I made up my mind that I would get up every morning @ 5:00am before work to spend time with the Lord. Now how long have I been consistent about that’s…..another story lol However, I had been going through some tough resistance from the enemy manifesting in anxiety, worry, doubt, condemnation you could name it but woke up late. Darn it thanks for hitting the alarm Nana! lol Jumping out of bed all discombobulated and having only 45 minutes I knew that I needed to press in no matter this day. I came into our secret place ( my closet) worship and my alone time with the Lord now feeling a little uneasy honestly with just a lot on my mind. Lately it seem I had not been able to really connect deeply with him especially during worship. I sat there with my lips singing the songs but, with my mind thinking of how uncomfortable the way I was sitting, how he probably thinks my breath wasn’t so fresh because I had just got up out didn’t brush my teeth, that maybe I didn’t smell so great because I hadn’t taken a shower yet, then mad at myself because I wasn’t even focusing on him at all. Which got me thinking maybe I should’ve taken a shower, read my bible then worshiped. Oooh or maybe I should’ve not worship and go right to prayer because I didn’t have enough time. Yes, All of these thoughts running through my mind as I am singing. I felt like Pricilla Shirer in the movie ” War Room” .The scene where she is setting up her closet as a “War Room” trying to getting comfortable figuring out which way to sit, what chair, how to pray, what to read just getting all worked up for nothing as she was trying to get right in his presence . Lol
Then finally a break through I got the most beautiful impression in my heart, as I was worshipping I saw my little niece Naomi, who is cutest bow legged one year old walking towards me in a dirty diaper and bib. As she is taking her first few steps reaching out for me and I was reaching out my hands to grab her. Then the Lord shared with me, You see how your heart flutters in anticipation to grab her as she reaches out for even when she looks dirty. That’s how I see you, that’s how I see all my children. I long for you and love you right where you are just come to me. The more dirty and uncomfortable you feel that is even the more reason I want to hold you and clean you up with my Love. So come to me don’t let anything ever stop you from coming to me. Then I saw myself as child with a beautiful white dress with ruffles with my arms around my heavenly father neck and my head resting on his shoulder. I burst into tears, with my heart completely melted and the heaviness completely lifted because of the consuming Love of our amazing father.
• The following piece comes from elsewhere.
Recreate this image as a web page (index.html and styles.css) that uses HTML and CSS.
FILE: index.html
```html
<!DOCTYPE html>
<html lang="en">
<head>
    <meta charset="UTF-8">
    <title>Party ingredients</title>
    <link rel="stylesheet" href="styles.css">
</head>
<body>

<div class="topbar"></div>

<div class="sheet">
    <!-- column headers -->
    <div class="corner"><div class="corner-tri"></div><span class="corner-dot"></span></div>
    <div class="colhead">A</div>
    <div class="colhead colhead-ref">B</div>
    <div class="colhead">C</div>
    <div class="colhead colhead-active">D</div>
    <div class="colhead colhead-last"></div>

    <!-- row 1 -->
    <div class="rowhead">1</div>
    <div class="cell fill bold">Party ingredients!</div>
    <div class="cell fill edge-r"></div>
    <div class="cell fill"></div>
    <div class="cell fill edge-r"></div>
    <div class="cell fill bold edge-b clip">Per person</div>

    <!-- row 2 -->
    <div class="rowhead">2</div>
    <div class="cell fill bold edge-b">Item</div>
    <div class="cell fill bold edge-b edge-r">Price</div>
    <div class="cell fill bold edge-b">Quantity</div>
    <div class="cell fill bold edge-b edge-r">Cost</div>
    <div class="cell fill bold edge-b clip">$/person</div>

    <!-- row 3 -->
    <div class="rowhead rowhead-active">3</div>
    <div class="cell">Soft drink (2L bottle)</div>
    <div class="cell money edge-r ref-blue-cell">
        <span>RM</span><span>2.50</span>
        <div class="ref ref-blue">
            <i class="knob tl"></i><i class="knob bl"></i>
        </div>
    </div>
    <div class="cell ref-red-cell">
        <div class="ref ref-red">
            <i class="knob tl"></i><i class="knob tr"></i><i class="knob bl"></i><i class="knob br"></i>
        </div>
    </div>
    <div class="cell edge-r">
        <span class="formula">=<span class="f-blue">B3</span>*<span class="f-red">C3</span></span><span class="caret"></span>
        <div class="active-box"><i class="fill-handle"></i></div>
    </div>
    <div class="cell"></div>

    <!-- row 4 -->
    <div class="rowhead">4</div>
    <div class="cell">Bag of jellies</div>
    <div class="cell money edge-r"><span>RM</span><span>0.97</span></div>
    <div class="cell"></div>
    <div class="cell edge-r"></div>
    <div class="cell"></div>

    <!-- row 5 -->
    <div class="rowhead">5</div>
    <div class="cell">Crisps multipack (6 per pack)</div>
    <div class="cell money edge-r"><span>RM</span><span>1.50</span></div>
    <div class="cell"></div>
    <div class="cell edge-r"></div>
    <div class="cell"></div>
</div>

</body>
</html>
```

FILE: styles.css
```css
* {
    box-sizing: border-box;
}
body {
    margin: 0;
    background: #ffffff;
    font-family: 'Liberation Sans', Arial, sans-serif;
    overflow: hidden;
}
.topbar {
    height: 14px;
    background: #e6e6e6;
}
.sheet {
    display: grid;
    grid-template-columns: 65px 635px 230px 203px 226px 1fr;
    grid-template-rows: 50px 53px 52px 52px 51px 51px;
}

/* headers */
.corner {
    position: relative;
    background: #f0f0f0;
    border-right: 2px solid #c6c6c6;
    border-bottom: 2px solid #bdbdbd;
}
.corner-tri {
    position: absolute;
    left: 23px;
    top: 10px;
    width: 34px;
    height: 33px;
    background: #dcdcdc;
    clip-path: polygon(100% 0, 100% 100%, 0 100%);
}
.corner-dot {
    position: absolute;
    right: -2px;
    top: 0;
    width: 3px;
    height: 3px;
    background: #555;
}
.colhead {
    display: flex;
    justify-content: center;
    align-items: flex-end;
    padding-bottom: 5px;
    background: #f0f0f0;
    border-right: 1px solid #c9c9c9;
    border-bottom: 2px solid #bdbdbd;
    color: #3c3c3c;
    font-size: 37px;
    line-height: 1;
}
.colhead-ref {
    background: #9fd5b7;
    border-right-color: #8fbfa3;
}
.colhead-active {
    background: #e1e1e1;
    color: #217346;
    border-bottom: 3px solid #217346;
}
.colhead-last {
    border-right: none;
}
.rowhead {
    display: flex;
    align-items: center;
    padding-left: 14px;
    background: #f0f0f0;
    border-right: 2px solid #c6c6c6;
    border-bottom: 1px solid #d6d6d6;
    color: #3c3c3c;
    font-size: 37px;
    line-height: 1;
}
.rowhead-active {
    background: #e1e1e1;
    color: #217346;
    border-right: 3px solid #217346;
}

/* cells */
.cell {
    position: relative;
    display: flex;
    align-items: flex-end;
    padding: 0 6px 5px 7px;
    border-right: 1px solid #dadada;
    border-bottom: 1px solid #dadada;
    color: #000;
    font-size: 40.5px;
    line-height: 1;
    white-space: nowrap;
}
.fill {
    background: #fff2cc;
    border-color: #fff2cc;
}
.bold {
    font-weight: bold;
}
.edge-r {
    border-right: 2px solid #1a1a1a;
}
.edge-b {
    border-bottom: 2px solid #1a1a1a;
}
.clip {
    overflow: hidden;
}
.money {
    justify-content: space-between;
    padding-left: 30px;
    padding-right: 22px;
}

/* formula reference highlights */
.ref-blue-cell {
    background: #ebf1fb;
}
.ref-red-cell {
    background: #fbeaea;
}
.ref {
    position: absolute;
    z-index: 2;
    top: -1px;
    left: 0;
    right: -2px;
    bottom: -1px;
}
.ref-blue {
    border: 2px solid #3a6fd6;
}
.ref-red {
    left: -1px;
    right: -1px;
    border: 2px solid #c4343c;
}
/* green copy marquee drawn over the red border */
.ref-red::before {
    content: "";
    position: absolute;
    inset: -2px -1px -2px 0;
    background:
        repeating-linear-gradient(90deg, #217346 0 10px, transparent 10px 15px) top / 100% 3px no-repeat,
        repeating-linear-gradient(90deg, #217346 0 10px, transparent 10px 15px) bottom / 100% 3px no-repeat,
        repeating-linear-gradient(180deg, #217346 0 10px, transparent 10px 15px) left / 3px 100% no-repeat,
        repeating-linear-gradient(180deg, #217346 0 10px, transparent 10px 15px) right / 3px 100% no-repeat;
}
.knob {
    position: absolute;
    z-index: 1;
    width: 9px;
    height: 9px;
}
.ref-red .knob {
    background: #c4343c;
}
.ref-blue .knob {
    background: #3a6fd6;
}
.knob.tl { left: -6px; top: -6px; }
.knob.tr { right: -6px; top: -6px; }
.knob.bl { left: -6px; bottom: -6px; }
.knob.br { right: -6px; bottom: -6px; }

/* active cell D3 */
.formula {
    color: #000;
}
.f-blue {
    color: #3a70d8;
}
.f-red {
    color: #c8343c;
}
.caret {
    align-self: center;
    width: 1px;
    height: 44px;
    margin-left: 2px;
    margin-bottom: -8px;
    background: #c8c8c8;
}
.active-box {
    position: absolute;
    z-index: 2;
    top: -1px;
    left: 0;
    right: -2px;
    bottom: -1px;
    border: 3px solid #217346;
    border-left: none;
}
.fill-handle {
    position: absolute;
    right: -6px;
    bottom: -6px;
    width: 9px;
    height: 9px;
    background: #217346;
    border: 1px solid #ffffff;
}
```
And I am convinced that nothing can ever separate us from God’s love. Neither death nor life, neither angels nor demons, neither our fears for today nor our worries about tomorrow—not even the powers of hell can separate us from God’s love. 39 No power in the sky above or in the earth below—indeed, nothing in all creation will ever be able to separate us from the love of God that is revealed in Christ Jesus our Lord
I began to think to myself how so many others have come to feel they are not good enough to go before the presence of God. That they are not spiritual enough, they’ve been away from God too long so he has to be mad at them. They feel so dirty physically or spiritually because of where they are, what they have done and where they have been. As they carry condemnation and guilt where ever they go. Or, that there is a specific place and posture you have to get too to come into his presence and talk to him. Yet, God sees each and every single one of us as his beloved children. Dirty before him but when we set our gaze on him and began to take steps toward his direction. His heart explodes with Love and anticipation every time. Like we cant even imagine, as he’s been patiently waiting so long for this moment for us to come back to him. So we can be refreshed, cleaned up, made whole and loved on in his presence. So come to him right where you are he longs to pick you up and hold you in his arms!